2023-2024 USAP Field Season
US Antarctic Marine Living Resources Program (AMLR)
Dr. George Watters
Supporting Stations: ARSV Laurence M. Gould
The National Oceanic and Atmospheric Administration (NOAA) Fisheries' Antarctic Marine Living Resources (AMLR) program collects data and provides scientific information to better inform decision making by the Commission for the Conservation of Antarctic Living Marine Resources. For the past 25 austral summers, the AMLR field program has been conducted in the vicinity of Elephant Island, the South Shetland Islands, and the Antarctic Peninsula. The Antarctic Ecosystem Research Division (AERD, Southwest Fisheries Science Center) will deploy an array of upward-looking acoustic moorings and a fleet of autonomous gliders, equipped with acoustic sensors to collect data on biomass distribution and transport of krill. The objectives of this work are: 1) to quantify and understand interactions between krill, krill predators (e.g., penguins and seals), and the Antarctic krill fishery; 2) to estimate krill flux through and standing biomass in areas where krill, predators, and the fishery overlap in space and time. The deployment of moorings and gliders off Cape Shirreff, Livingston Island continues a time series established in 2018, while the moorings and gliders deployed in Bransfield and Gerlache Straits will provide data on biomass of krill in the Bransfield Strait.
Field Season Overview
The NOAA-AMLR group will recover eight subsurface moorings deployed in December 2022 and deploy up to four Slocum gliders while aboard the ARSV Laurence M. Gould (LMG).
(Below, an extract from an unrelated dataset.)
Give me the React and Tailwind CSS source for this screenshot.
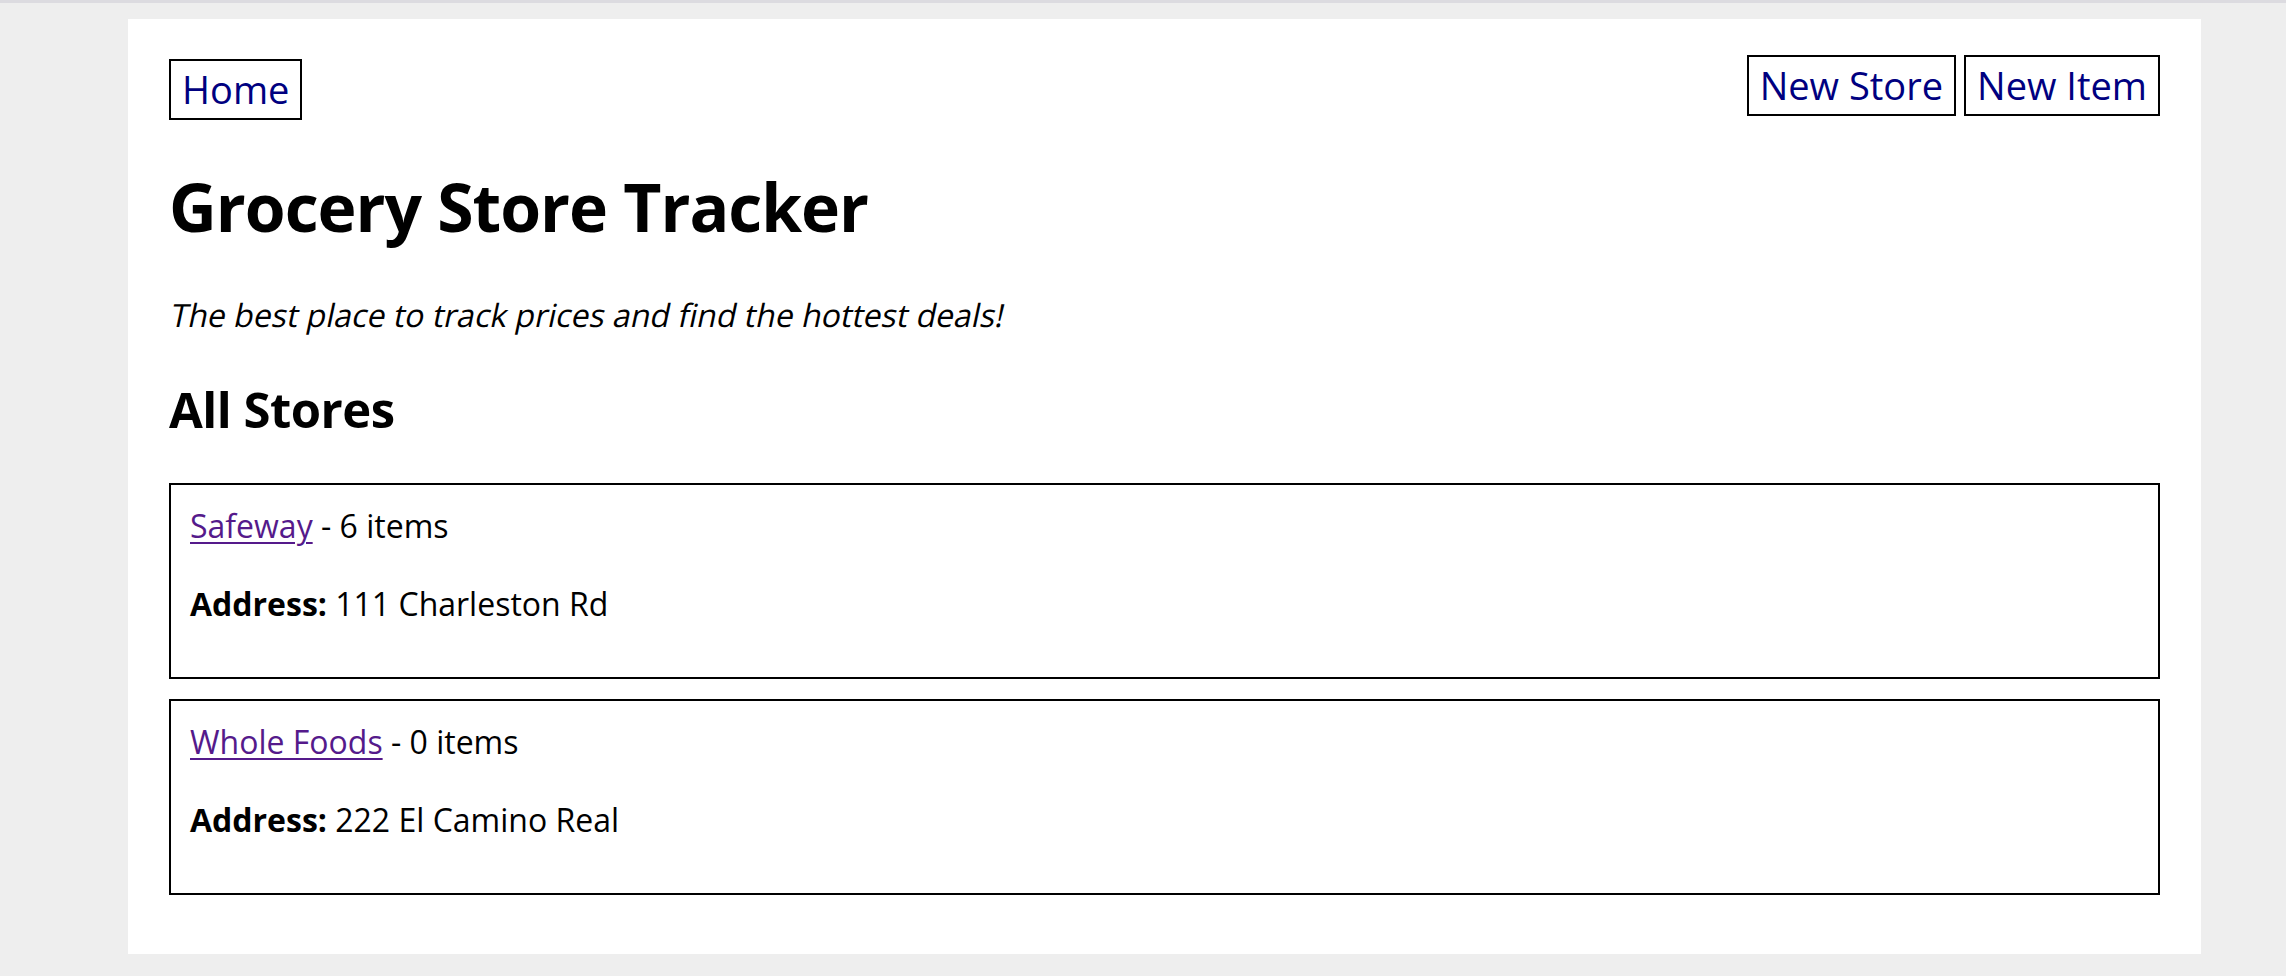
// Grocery store tracker home page
const stores = [
  { name: "Safeway", items: 6, address: "111 Charleston Rd" },
  { name: "Whole Foods", items: 0, address: "222 El Camino Real" },
];

function NavLink({ children, className = "" }) {
  return (
    <a
      href="#"
      className={`flex h-[61px] items-center border-2 border-black px-[11px] text-[38px] leading-[57px] text-[#000080] ${className}`}
    >
      {children}
    </a>
  );
}

function StoreCard({ store }) {
  return (
    <div className="h-[196px] border-2 border-black px-[19px] pt-[19px] text-[32px] leading-[44px]">
      <p>
        <a href="#" className="text-[#551a8b] underline decoration-2 underline-offset-[4px]">
          {store.name}
        </a>{" "}
        - {store.items} items
      </p>
      <p className="mt-[34px]">
        <span className="font-bold">Address:</span> {store.address}
      </p>
    </div>
  );
}

export default function App() {
  return (
    <div
      className="min-h-[976px] w-full border-t-[3px] border-[#dcdbe0] bg-[#eeeeee] pt-[16px] text-black"
      style={{ fontFamily: '"Open Sans", "Noto Sans", sans-serif' }}
    >
      <div className="ml-[128px] h-[935px] w-[2073px] bg-white px-[41px]">
        <nav className="flex items-start justify-between pt-[36px]">
          <NavLink className="mt-[4px]">Home</NavLink>
          <div className="flex gap-[8px]">
            <NavLink>New Store</NavLink>
            <NavLink className="px-[9px]">New Item</NavLink>
          </div>
        </nav>

        <h1 className="mt-[41px] text-[66px] font-bold leading-[90px] tracking-[-1px]">
          Grocery Store Tracker
        </h1>
        {/* regular face slanted, as the page shows it */}
        <p className="mt-[42px] text-[32px] leading-[44px]">
          <span className="inline-block origin-[0_78%] -skew-x-12">
            The best place to track prices and find the hottest deals!
          </span>
        </p>

        <h2 className="mt-[38px] text-[49px] font-bold leading-[68px] tracking-[-0.5px]">All Stores</h2>

        <div className="mt-[40px] flex flex-col gap-[20px]">
          {stores.map((store) => (
            <StoreCard key={store.name} store={store} />
          ))}
        </div>
      </div>
    </div>
  );
}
The gliders will be recovered around February 2024 by Palmer LTER as part of an ongoing project supported by USAP. Mooring recovery sites are located north of Livingston Island on the continental shelf and at the mouth of the Gerlache Strait. Subsurface floats are connected to a terminal top-side assembly which is outfitted with an acoustic package consisting of an upward-facing sonar, a conductivity temperature depth (CTD), and an acoustic Doppler current profiler (ADCP). The gliders have been outfitted with a suite of acoustic sensors that will collect data on krill density. Experimental use of new sensors nicknamed “glidercams” will take pictures of microfauna in the water as the gliders dive. Deployment and recovery sites of the gliders will be dependent on weather and sea conditions. Operations will be coordinated with NOAA glider pilots, Antarctic Support Contract (ASC), Marine Projects Coordinator, and the vessel’s Master. The gliders will collect data for approximately 60 days; final coordinates will be agreed upon in the days leading up to deployment and recovery.